Today will see the reopening of the inquests into the deaths of 21 people in the Birmingham pub bombings on November 21st, 1974. The campaign has been led, among other, by Julie Hambleton, whose sister Maxine was one of those killed on that day. She has said that "all we want is truth, justice and accountability".
On June 1st, the coroner for Birmingham and Solihull ruled that inquests in the case are to be reopened because she had serious concerns that the police may have failed to act on advance warnings about the attacks. Despite the pre-inquest hearing opening today, the victims' families have been forced to jump through hoops in order to secure legal aid to allow them to fully participate in the process.
Unlike victims of the Troubles in the North, the Birmingham families could not access a review of their case by the Historical Enquiries Team, whose remit only extended to events that took place within Northern Ireland. While we can debate the efficacy and effectiveness of the team, its reviews did provide a measure of comfort and information to some victim families. But only if their loved ones died in the right place at the wrong time.
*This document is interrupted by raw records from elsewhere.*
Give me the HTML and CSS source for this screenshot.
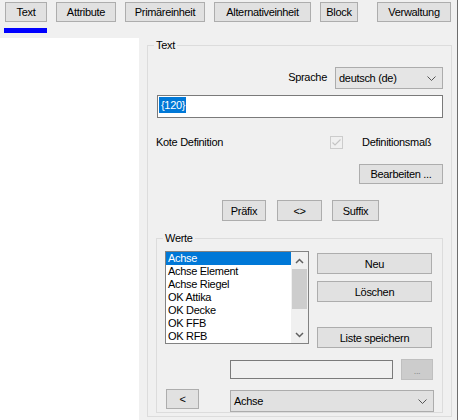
FILE: index.html
```html
<!DOCTYPE html>
<html>
<head>
<meta charset="utf-8">
<link rel="stylesheet" href="styles.css">
</head>
<body>
<div class="window">
  <div class="tabbar">
    <div class="btn tab w-text">Text</div>
    <div class="btn tab w-attr">Attribute</div>
    <div class="btn tab w-prim">Primäreinheit</div>
    <div class="btn tab w-alt">Alternativeinheit</div>
    <div class="btn tab w-block">Block</div>
    <div class="btn tab w-verw">Verwaltung</div>
  </div>
  <div class="indicator"></div>
  <div class="main">
    <div class="tree"></div>
    <fieldset class="group text-group">
      <legend>Text</legend>
      <div class="lang-row">
        <span class="lbl">Sprache</span>
        <div class="combo combo-lang">
          <span>deutsch (de)</span>
          <svg class="chev" width="9" height="5" viewBox="0 0 9 5"><polyline points="0.5,0.5 4.5,4.5 8.5,0.5" fill="none" stroke="#555" stroke-width="1"/></svg>
        </div>
      </div>
      <div class="textbox"><span class="sel">{120}</span></div>
      <div class="kote-row">
        <span class="kote-lbl">Kote Definition</span>
        <span class="check">
          <svg width="11" height="11" viewBox="0 0 11 11"><polyline points="1.5,5.5 4,8 9.5,2.5" fill="none" stroke="#c4c4c4" stroke-width="1.2"/></svg>
        </span>
        <span>Definitionsmaß</span>
      </div>
      <div class="bearb-row">
        <div class="btn w-bearb">Bearbeiten ...</div>
      </div>
      <div class="affix-row">
        <div class="btn w-pre">Präfix</div>
        <div class="btn w-mid">&lt;&gt;</div>
        <div class="btn w-suf">Suffix</div>
      </div>
      <fieldset class="group werte-group">
        <legend>Werte</legend>
        <div class="werte-top">
          <div class="listbox">
            <div class="items">
              <div class="item selected">Achse</div>
              <div class="item">Achse Element</div>
              <div class="item">Achse Riegel</div>
              <div class="item">OK Attika</div>
              <div class="item">OK Decke</div>
              <div class="item">OK FFB</div>
              <div class="item">OK RFB</div>
            </div>
            <div class="scrollbar">
              <div class="arrow">
                <svg width="9" height="6" viewBox="0 0 9 6"><polyline points="1,5 4.5,1.5 8,5" fill="none" stroke="#606060" stroke-width="1.5"/></svg>
              </div>
              <div class="thumb"></div>
              <div class="track"></div>
              <div class="arrow">
                <svg width="9" height="6" viewBox="0 0 9 6"><polyline points="1,1 4.5,4.5 8,1" fill="none" stroke="#606060" stroke-width="1.5"/></svg>
              </div>
            </div>
          </div>
          <div class="side-buttons">
            <div class="btn w-side b-neu">Neu</div>
            <div class="btn w-side b-loe">Löschen</div>
            <div class="btn w-side b-list">Liste speichern</div>
          </div>
        </div>
        <div class="path-row">
          <div class="path-field"></div>
          <div class="btn disabled w-dots">...</div>
        </div>
        <div class="bottom-row">
          <div class="btn w-back">&lt;</div>
          <div class="combo combo-val">
            <span>Achse</span>
            <svg class="chev" width="9" height="5" viewBox="0 0 9 5"><polyline points="0.5,0.5 4.5,4.5 8.5,0.5" fill="none" stroke="#555" stroke-width="1"/></svg>
          </div>
        </div>
      </fieldset>
    </fieldset>
  </div>
</div>
</body>
</html>
```
FILE: styles.css
```css
* { box-sizing: border-box; }
html, body { margin: 0; padding: 0; }
body {
  background: #f0f0f0;
  font-family: "Liberation Sans", Arial, sans-serif;
  font-size: 11px;
  letter-spacing: -0.3px;
  color: #000;
}
.window {
  width: 458px;
  height: 420px;
  border-right: 1px solid #6d6d6d;
  overflow: hidden;
}
.btn {
  display: flex;
  align-items: center;
  justify-content: center;
  background: #e1e1e1;
  border: 1px solid #adadad;
  height: 20px;
  white-space: nowrap;
}
.btn.disabled {
  background: #cccccc;
  border-color: #bfbfbf;
  color: #8a8a8a;
}
.tabbar {
  display: flex;
  gap: 9px;
  padding: 2px 0 0 5px;
  height: 22px;
}
.w-text { width: 42px; }
.w-attr { width: 60px; }
.w-prim { width: 80px; letter-spacing: -0.35px; }
.w-alt { width: 97px; letter-spacing: -0.35px; }
.w-block { width: 38px; }
.w-verw { width: 74px; margin-left: 10px; }
.indicator {
  width: 43px;
  height: 5px;
  margin: 6px 0 0 4px;
  background: #0000ff;
}
.main {
  display: flex;
  margin-top: 5px;
  height: 382px;
}
.tree {
  width: 139px;
  height: 100%;
  background: #ffffff;
}
.group {
  margin: 0;
  padding: 0;
  min-width: 0;
  border: 1px solid #dcdcdc;
}
.group legend {
  margin-left: 6px;
  padding: 0 2px;
  line-height: 14px;
  font-size: 11px;
}
.text-group {
  margin-left: 8px;
  width: 305px;
  height: 379px;
}
.lang-row {
  display: flex;
  justify-content: flex-end;
  align-items: center;
  gap: 8px;
  margin-top: 15px;
  padding-right: 8px;
}
.lbl { position: relative; top: -1px; }
.combo {
  display: flex;
  align-items: center;
  justify-content: space-between;
  background: #e5e5e5;
  border: 1px solid #acacac;
  height: 22px;
  padding: 0 6px 0 3px;
}
.combo-lang { width: 108px; }
.textbox {
  margin: 6px 8px 0 9px;
  height: 23px;
  border: 1px solid #7a7a7a;
  background: #ffffff;
  padding: 1px 0 0 1px;
}
.sel {
  display: inline-block;
  background: #0078d7;
  color: #ffffff;
  height: 16px;
  line-height: 16px;
  padding: 0 1px 0 2px;
}
.kote-row {
  display: flex;
  align-items: center;
  height: 16px;
  margin-top: 16px;
  padding-left: 8px;
}
.kote-lbl { width: 174px; }
.check {
  width: 13px;
  height: 13px;
  border: 1px solid #cccccc;
  margin-right: 19px;
  display: flex;
  align-items: center;
  justify-content: center;
}
.bearb-row {
  display: flex;
  justify-content: flex-end;
  margin-top: 14px;
  padding-right: 8px;
}
.w-bearb { width: 84px; }
.affix-row {
  display: flex;
  margin-top: 16px;
  padding-left: 74px;
}
.affix-row .btn { height: 21px; }
.w-pre { width: 44px; margin-right: 11px; }
.w-mid { width: 45px; margin-right: 10px; }
.w-suf { width: 47px; }
.werte-group {
  margin: 10px 8px 0 8px;
  height: 182px;
}
.werte-top {
  display: flex;
  margin-top: 6px;
  padding-left: 8px;
}
.listbox {
  display: flex;
  width: 144px;
  height: 93px;
  border: 1px solid #828282;
  background: #ffffff;
}
.items { flex: 1; }
.item {
  height: 13px;
  line-height: 13px;
  padding-left: 2px;
}
.item.selected {
  background: #0078d7;
  color: #ffffff;
}
.scrollbar {
  width: 17px;
  display: flex;
  flex-direction: column;
  background: #f0f0f0;
}
.arrow {
  height: 17px;
  display: flex;
  align-items: center;
  justify-content: center;
}
.thumb {
  height: 40px;
  margin: 0 1px;
  background: #cdcdcd;
}
.track { flex: 1; }
.side-buttons {
  display: flex;
  flex-direction: column;
  margin-left: 8px;
}
.w-side { width: 115px; height: 21px; }
.b-neu { margin-top: 2px; }
.b-loe { margin-top: 7px; }
.b-list { margin-top: 25px; }
.path-row {
  display: flex;
  align-items: center;
  margin-top: 11px;
  padding-left: 73px;
  height: 21px;
}
.path-field {
  width: 163px;
  height: 19px;
  border: 1px solid #7a7a7a;
  background: #f0f0f0;
}
.w-dots { width: 32px; height: 21px; margin-left: 8px; font-size: 9px; padding-top: 3px; }
.bottom-row {
  display: flex;
  align-items: flex-start;
  margin-top: 9px;
  padding-left: 9px;
}
.w-back { width: 33px; height: 20px; }
.combo-val {
  width: 204px;
  margin-left: 31px;
  margin-top: 1px;
  background: #e1e1e1;
}
```
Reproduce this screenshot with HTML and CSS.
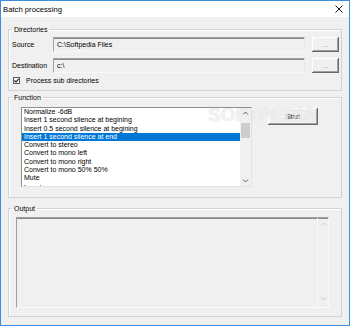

The conviction of the Birmingham Six was one of the greatest miscarriages of justice within the British legal system. For almost 17 years, the Birmingham families believed that the killers had been brought to justice. While those convictions could never change what had happened to them, it was at least an acknowledgement of their loss and a measure of reparation for the harm done.
Then, in 1991, the families had to face the reality that agencies of the British state had lied, fabricated evidence and sent innocent men to prison because of a political and policing desire to clear the case. One can only imagine the newly traumatising effect that betrayal had, not to mention realising that those responsible were yet to be held to account.
EU legal protections
Seeking a new inquest became the only avenue left to the Birmingham families. This entitles them to a number of protections, as set out under EU law. The investigations must be effective and capable both of determining the legality of the state’s acts or omissions, and of leading to the accountability of those responsible. The investigations must also have sufficient involvement of the next of kin to allow them to secure their legitimate interests.
For next of kin to properly scrutinise evidence and be sufficiently involved in inquest proceedings, they require legal representation. Given that this inquest has been reopened because the coroner believes agencies of the state may have failed to act on prior intelligence, it is reasonable to assume legal aid to families would be automatic.
Instead, what has happened is that the UK Home Office has refused legal funding to the families, who have been forced to seek funding from the Legal Aid Agency in London – which has, to date, refused to grant this funding for all the families .
On a matter of such national importance – this was deadliest attack to have taken place in mainland Britain as a result of the Troubles – it beggars belief that the UK Home Office or justice department have not stepped in and said to the families that, yes, we will ensure you have the representation you need to allow you to fully participate in the process.
As Julie Hambleton has said in interviews: “If we don’t get legal funding, then how can we participate effectively? This is the latest attempt to stop us getting at the truth.”
British deaths on British soil
Beyond Hambleton and the families of the other 20 who died and the 182 who were injured, what does it say to other victims and survivors of the conflict? The British government is actively undermining an effective investigation into the deaths of its own citizens on British soil.
How, therefore, can Irish citizens and those living with the legacy of their loss in the North ever have any confidence that the British have any interest in dealing with the past?
The inquests into the Birmingham pub bombings will set the tone for further Troubles investigations. The recent statement by secretary of state James Brokenshire that "significant progress" has been made rings all the more hollow when the government's treatment of these families is considered.
Patricia Mac Bride is a legal and public affairs consultant and media commentator. She served as a victims commissioner in Northern Ireland from 2008-2012.